# EXERCISE REQUIREMENTS
Give a verbatim copy of the lines below, minus the pictures.

# COLLECTED DATA

_ _ _

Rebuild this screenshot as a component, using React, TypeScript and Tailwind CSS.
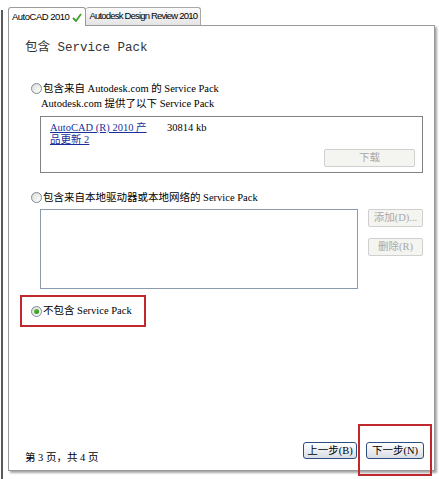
import React from "react";

// Installer wizard page: choose whether to include a Service Pack.

const serif = {
  fontFamily: '"Liberation Serif", "Noto Sans CJK SC", serif',
};
const mono = {
  fontFamily: '"Liberation Mono", "Noto Sans CJK SC", monospace',
};

function Radio({ checked = false }: { checked?: boolean }) {
  return (
    <span className="flex h-[11px] w-[11px] shrink-0 items-center justify-center rounded-full border border-[#7d8a97] bg-gradient-to-br from-[#dcdcd6] to-white">
      {checked && (
        <span className="h-[5px] w-[5px] rounded-full bg-gradient-to-br from-[#5fcc3a] to-[#218c12]" />
      )}
    </span>
  );
}

function SideButton({ label }: { label: string }) {
  return (
    <div className="flex h-[18px] w-[55px] items-center justify-center whitespace-nowrap rounded-[2px] border border-[#cfcfcf] bg-[#f4f4f0] text-[10.5px] text-[#a8a8a8]">
      {label}
    </div>
  );
}

function NavButton({ label, width }: { label: string; width: string }) {
  return (
    <div
      className={`flex h-[17px] ${width} items-center justify-center whitespace-nowrap rounded-[3px] border border-[#2c4f7c] bg-gradient-to-b from-white to-[#d8dde6] text-[10.5px] text-black`}
    >
      {label}
    </div>
  );
}

export default function App() {
  return (
    <div className="relative h-[479px] w-[439px] overflow-hidden bg-white" style={serif}>
      {/* dark window edge on the left */}
      <div className="absolute left-[1px] top-[10px] h-[469px] w-[2px] bg-[#5a5a5a]" />

      <div className="flex flex-col pl-[8px] pt-[7px]">
        {/* tabs */}
        <div
          className="flex h-[18px] items-end whitespace-nowrap text-[9.5px]"
          style={{ fontFamily: '"Liberation Sans", Arial, sans-serif' }}
        >
          <div className="relative z-10 -mb-px flex h-[19px] items-center gap-[3px] rounded-t-[3px] border border-b-0 border-[#9a9a9a] bg-white px-[3px]">
            <span className="tracking-[-0.5px] text-black">AutoCAD 2010</span>
            <svg className="shrink-0" width="10" height="9" viewBox="0 0 10 9">
              <path d="M1 5 L4 8 L9 1" fill="none" stroke="#3fa02c" strokeWidth="1.8" />
            </svg>
          </div>
          <div className="flex h-[18px] items-center rounded-t-[3px] border border-b-0 border-l-0 border-[#a8a8a8] bg-gradient-to-b from-[#fbfbfb] to-[#e4e4e4] px-[3px]">
            <span className="tracking-[-0.8px] text-black">Autodesk Design Review 2010</span>
          </div>
        </div>

        {/* page panel */}
        <div className="flex h-[446px] w-[427px] flex-col border border-[#9a9a9a] bg-white shadow-[2px_2px_2px_rgba(0,0,0,0.35)]">
          <div className="ml-[16px] mt-[14px] text-[12.5px] leading-[16px] text-[#333]" style={mono}>
            包含 Service Pack
          </div>

          {/* option 1 */}
          <div className="ml-[22px] mt-[26px] flex items-center gap-[1px] whitespace-nowrap text-[10.5px] leading-[13px] text-black">
            <Radio />
            <span>包含来自 Autodesk.com 的 Service Pack</span>
          </div>
          <div className="ml-[32px] mt-[2px] whitespace-nowrap text-[10.5px] leading-[13px] text-black">
            Autodesk.com 提供了以下 Service Pack
          </div>
          <div className="ml-[31px] mt-[6px] flex h-[57px] w-[383px] flex-col border border-[#828282] px-[9px] pt-[5px]">
            <div className="flex text-[10.5px] leading-[12px]">
              <span className="w-[117px] text-[#1a2f9c] underline">
                AutoCAD (R) 2010 产<br />品更新 2
              </span>
              <span className="text-black">30814 kb</span>
            </div>
            <div className="mt-[3px] flex justify-end">
              <div className="-mr-[2px] flex h-[18px] w-[91px] items-center justify-center rounded-[2px] border border-[#cfcfcf] bg-[#f4f4f0] text-[10.5px] text-[#a8a8a8]">
                下载
              </div>
            </div>
          </div>

          {/* option 2 */}
          <div className="ml-[22px] mt-[18px] flex items-center gap-[1px] whitespace-nowrap text-[10.5px] leading-[13px] text-black">
            <Radio />
            <span>包含来自本地驱动器或本地网络的 Service Pack</span>
          </div>
          <div className="ml-[31px] mt-[5px] flex gap-[10px]">
            <div className="h-[80px] w-[318px] border border-[#8a9bab]" />
            <div className="flex flex-col gap-[11px]">
              <SideButton label="添加(D)..." />
              <SideButton label="删除(R)" />
            </div>
          </div>

          {/* option 3, outlined in red */}
          <div className="ml-[11px] mt-[6px] flex h-[32px] w-[126px] items-center gap-[1px] whitespace-nowrap border-2 border-[#c0282d] pl-[9px] text-[10.5px] text-black">
            <Radio checked />
            <span>不包含 Service Pack</span>
          </div>

          {/* footer */}
          <div className="mt-auto flex items-end justify-between pb-[11px] pl-[16px] pr-[10px]">
            <span className="-mb-[5px] whitespace-nowrap text-[10.5px] leading-[13px] text-black">第 3 页，共 4 页</span>
            <div className="flex items-end gap-[9px]">
              <NavButton label="上一步(B)" width="w-[54px]" />
              <div className="relative">
                <NavButton label="下一步(N)" width="w-[58px]" />
                <span className="pointer-events-none absolute -bottom-[17px] -left-[8px] -right-[8px] -top-[18px] border-2 border-[#c0282d]" />
              </div>
            </div>
          </div>
        </div>
      </div>
    </div>
  );
}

_ _ _

# RESULT
Rebuild this screenshot as a component, using React, TypeScript and Tailwind CSS.
import React from "react";

// Installer wizard page: choose whether to include a Service Pack.

const serif = {
  fontFamily: '"Liberation Serif", "Noto Sans CJK SC", serif',
};
const mono = {
  fontFamily: '"Liberation Mono", "Noto Sans CJK SC", monospace',
};

function Radio({ checked = false }: { checked?: boolean }) {
  return (
    <span className="flex h-[11px] w-[11px] shrink-0 items-center justify-center rounded-full border border-[#7d8a97] bg-gradient-to-br from-[#dcdcd6] to-white">
      {checked && (
        <span className="h-[5px] w-[5px] rounded-full bg-gradient-to-br from-[#5fcc3a] to-[#218c12]" />
      )}
    </span>
  );
}

function SideButton({ label }: { label: string }) {
  return (
    <div className="flex h-[18px] w-[55px] items-center justify-center whitespace-nowrap rounded-[2px] border border-[#cfcfcf] bg-[#f4f4f0] text-[10.5px] text-[#a8a8a8]">
      {label}
    </div>
  );
}

function NavButton({ label, width }: { label: string; width: string }) {
  return (
    <div
      className={`flex h-[17px] ${width} items-center justify-center whitespace-nowrap rounded-[3px] border border-[#2c4f7c] bg-gradient-to-b from-white to-[#d8dde6] text-[10.5px] text-black`}
    >
      {label}
    </div>
  );
}

export default function App() {
  return (
    <div className="relative h-[479px] w-[439px] overflow-hidden bg-white" style={serif}>
      {/* dark window edge on the left */}
      <div className="absolute left-[1px] top-[10px] h-[469px] w-[2px] bg-[#5a5a5a]" />

      <div className="flex flex-col pl-[8px] pt-[7px]">
        {/* tabs */}
        <div
          className="flex h-[18px] items-end whitespace-nowrap text-[9.5px]"
          style={{ fontFamily: '"Liberation Sans", Arial, sans-serif' }}
        >
          <div className="relative z-10 -mb-px flex h-[19px] items-center gap-[3px] rounded-t-[3px] border border-b-0 border-[#9a9a9a] bg-white px-[3px]">
            <span className="tracking-[-0.5px] text-black">AutoCAD 2010</span>
            <svg className="shrink-0" width="10" height="9" viewBox="0 0 10 9">
              <path d="M1 5 L4 8 L9 1" fill="none" stroke="#3fa02c" strokeWidth="1.8" />
            </svg>
          </div>
          <div className="flex h-[18px] items-center rounded-t-[3px] border border-b-0 border-l-0 border-[#a8a8a8] bg-gradient-to-b from-[#fbfbfb] to-[#e4e4e4] px-[3px]">
            <span className="tracking-[-0.8px] text-black">Autodesk Design Review 2010</span>
          </div>
        </div>

        {/* page panel */}
        <div className="flex h-[446px] w-[427px] flex-col border border-[#9a9a9a] bg-white shadow-[2px_2px_2px_rgba(0,0,0,0.35)]">
          <div className="ml-[16px] mt-[14px] text-[12.5px] leading-[16px] text-[#333]" style={mono}>
            包含 Service Pack
          </div>

          {/* option 1 */}
          <div className="ml-[22px] mt-[26px] flex items-center gap-[1px] whitespace-nowrap text-[10.5px] leading-[13px] text-black">
            <Radio />
            <span>包含来自 Autodesk.com 的 Service Pack</span>
          </div>
          <div className="ml-[32px] mt-[2px] whitespace-nowrap text-[10.5px] leading-[13px] text-black">
            Autodesk.com 提供了以下 Service Pack
          </div>
          <div className="ml-[31px] mt-[6px] flex h-[57px] w-[383px] flex-col border border-[#828282] px-[9px] pt-[5px]">
            <div className="flex text-[10.5px] leading-[12px]">
              <span className="w-[117px] text-[#1a2f9c] underline">
                AutoCAD (R) 2010 产<br />品更新 2
              </span>
              <span className="text-black">30814 kb</span>
            </div>
            <div className="mt-[3px] flex justify-end">
              <div className="-mr-[2px] flex h-[18px] w-[91px] items-center justify-center rounded-[2px] border border-[#cfcfcf] bg-[#f4f4f0] text-[10.5px] text-[#a8a8a8]">
                下载
              </div>
            </div>
          </div>

          {/* option 2 */}
          <div className="ml-[22px] mt-[18px] flex items-center gap-[1px] whitespace-nowrap text-[10.5px] leading-[13px] text-black">
            <Radio />
            <span>包含来自本地驱动器或本地网络的 Service Pack</span>
          </div>
          <div className="ml-[31px] mt-[5px] flex gap-[10px]">
            <div className="h-[80px] w-[318px] border border-[#8a9bab]" />
            <div className="flex flex-col gap-[11px]">
              <SideButton label="添加(D)..." />
              <SideButton label="删除(R)" />
            </div>
          </div>

          {/* option 3, outlined in red */}
          <div className="ml-[11px] mt-[6px] flex h-[32px] w-[126px] items-center gap-[1px] whitespace-nowrap border-2 border-[#c0282d] pl-[9px] text-[10.5px] text-black">
            <Radio checked />
            <span>不包含 Service Pack</span>
          </div>

          {/* footer */}
          <div className="mt-auto flex items-end justify-between pb-[11px] pl-[16px] pr-[10px]">
            <span className="-mb-[5px] whitespace-nowrap text-[10.5px] leading-[13px] text-black">第 3 页，共 4 页</span>
            <div className="flex items-end gap-[9px]">
              <NavButton label="上一步(B)" width="w-[54px]" />
              <div className="relative">
                <NavButton label="下一步(N)" width="w-[58px]" />
                <span className="pointer-events-none absolute -bottom-[17px] -left-[8px] -right-[8px] -top-[18px] border-2 border-[#c0282d]" />
              </div>
            </div>
          </div>
        </div>
      </div>
    </div>
  );
}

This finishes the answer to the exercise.